== Task ==
Write the data out again, character for character, with no images.

== Collected material ==
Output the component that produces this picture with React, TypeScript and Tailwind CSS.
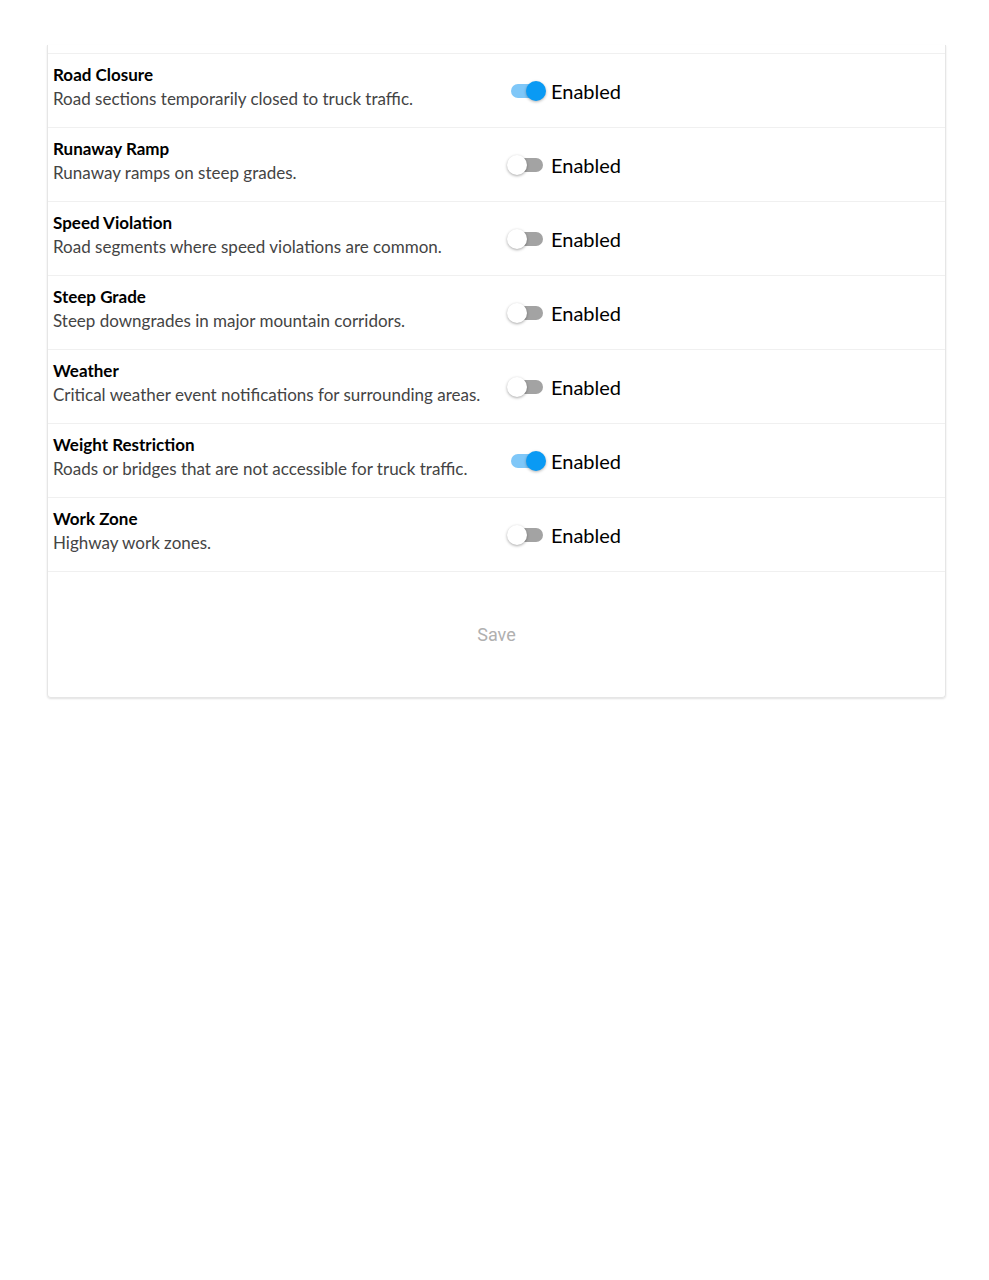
const ROWS = [
  { title: "Road Closure", desc: "Road sections temporarily closed to truck traffic.", on: true },
  { title: "Runaway Ramp", desc: "Runaway ramps on steep grades.", on: false },
  { title: "Speed Violation", desc: "Road segments where speed violations are common.", on: false },
  { title: "Steep Grade", desc: "Steep downgrades in major mountain corridors.", on: false },
  { title: "Weather", desc: "Critical weather event notifications for surrounding areas.", on: false },
  { title: "Weight Restriction", desc: "Roads or bridges that are not accessible for truck traffic.", on: true },
  { title: "Work Zone", desc: "Highway work zones.", on: false },
];

function Toggle({ on }: { on: boolean }) {
  return (
    <span className="relative inline-block w-[44px] h-[20px] shrink-0">
      <span
        className={
          on
            ? "absolute left-[4px] top-[3px] w-[34px] h-[14px] rounded-full bg-[#7fc7f8]"
            : "absolute left-[4px] top-[3px] w-[32px] h-[14px] rounded-full bg-[#a3a3a3]"
        }
      />
      <span
        className={
          on
            ? "absolute left-[19px] top-0 w-[20px] h-[20px] rounded-full bg-[#0a9af4] shadow-[0_1px_3px_rgba(0,0,0,0.3)]"
            : "absolute left-0 top-0 w-[20px] h-[20px] rounded-full bg-white shadow-[0_1px_3px_rgba(0,0,0,0.35)]"
        }
      />
    </span>
  );
}

export default function App() {
  return (
    <div className="min-h-[1280px] bg-white pt-[45px] px-[47px] font-['Lato','Noto_Sans',sans-serif]">
      <div className="w-[899px] border-x border-b border-[#e6e6e6] rounded-b-[4px] shadow-[0_1px_2px_rgba(0,0,0,0.12)]">
        <div className="h-[9px] border-b border-[#f0f0f0]" />
        {ROWS.map((r) => (
          <div key={r.title} className="flex items-center h-[74px] border-b border-[#f0f0f0] pl-[5px]">
            <div className="w-[454px] flex flex-col pb-[8px]">
              <span className="text-[17px] leading-[24px] font-bold text-black">{r.title}</span>
              <span className="text-[17px] leading-[24px] text-[#444]">{r.desc}</span>
            </div>
            <div className="flex items-center">
              <Toggle on={r.on} />
              <span className="text-[20px] leading-[24px] text-black">Enabled</span>
            </div>
          </div>
        ))}
        <div className="h-[125px] flex items-center justify-center">
          <span className="text-[18px] text-[#b0b0b0] font-['Roboto',sans-serif]">Save</span>
        </div>
      </div>
    </div>
  );
}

== Written solution ==
Output the component that produces this picture with React, TypeScript and Tailwind CSS.
const ROWS = [
  { title: "Road Closure", desc: "Road sections temporarily closed to truck traffic.", on: true },
  { title: "Runaway Ramp", desc: "Runaway ramps on steep grades.", on: false },
  { title: "Speed Violation", desc: "Road segments where speed violations are common.", on: false },
  { title: "Steep Grade", desc: "Steep downgrades in major mountain corridors.", on: false },
  { title: "Weather", desc: "Critical weather event notifications for surrounding areas.", on: false },
  { title: "Weight Restriction", desc: "Roads or bridges that are not accessible for truck traffic.", on: true },
  { title: "Work Zone", desc: "Highway work zones.", on: false },
];

function Toggle({ on }: { on: boolean }) {
  return (
    <span className="relative inline-block w-[44px] h-[20px] shrink-0">
      <span
        className={
          on
            ? "absolute left-[4px] top-[3px] w-[34px] h-[14px] rounded-full bg-[#7fc7f8]"
            : "absolute left-[4px] top-[3px] w-[32px] h-[14px] rounded-full bg-[#a3a3a3]"
        }
      />
      <span
        className={
          on
            ? "absolute left-[19px] top-0 w-[20px] h-[20px] rounded-full bg-[#0a9af4] shadow-[0_1px_3px_rgba(0,0,0,0.3)]"
            : "absolute left-0 top-0 w-[20px] h-[20px] rounded-full bg-white shadow-[0_1px_3px_rgba(0,0,0,0.35)]"
        }
      />
    </span>
  );
}

export default function App() {
  return (
    <div className="min-h-[1280px] bg-white pt-[45px] px-[47px] font-['Lato','Noto_Sans',sans-serif]">
      <div className="w-[899px] border-x border-b border-[#e6e6e6] rounded-b-[4px] shadow-[0_1px_2px_rgba(0,0,0,0.12)]">
        <div className="h-[9px] border-b border-[#f0f0f0]" />
        {ROWS.map((r) => (
          <div key={r.title} className="flex items-center h-[74px] border-b border-[#f0f0f0] pl-[5px]">
            <div className="w-[454px] flex flex-col pb-[8px]">
              <span className="text-[17px] leading-[24px] font-bold text-black">{r.title}</span>
              <span className="text-[17px] leading-[24px] text-[#444]">{r.desc}</span>
            </div>
            <div className="flex items-center">
              <Toggle on={r.on} />
              <span className="text-[20px] leading-[24px] text-black">Enabled</span>
            </div>
          </div>
        ))}
        <div className="h-[125px] flex items-center justify-center">
          <span className="text-[18px] text-[#b0b0b0] font-['Roboto',sans-serif]">Save</span>
        </div>
      </div>
    </div>
  );
}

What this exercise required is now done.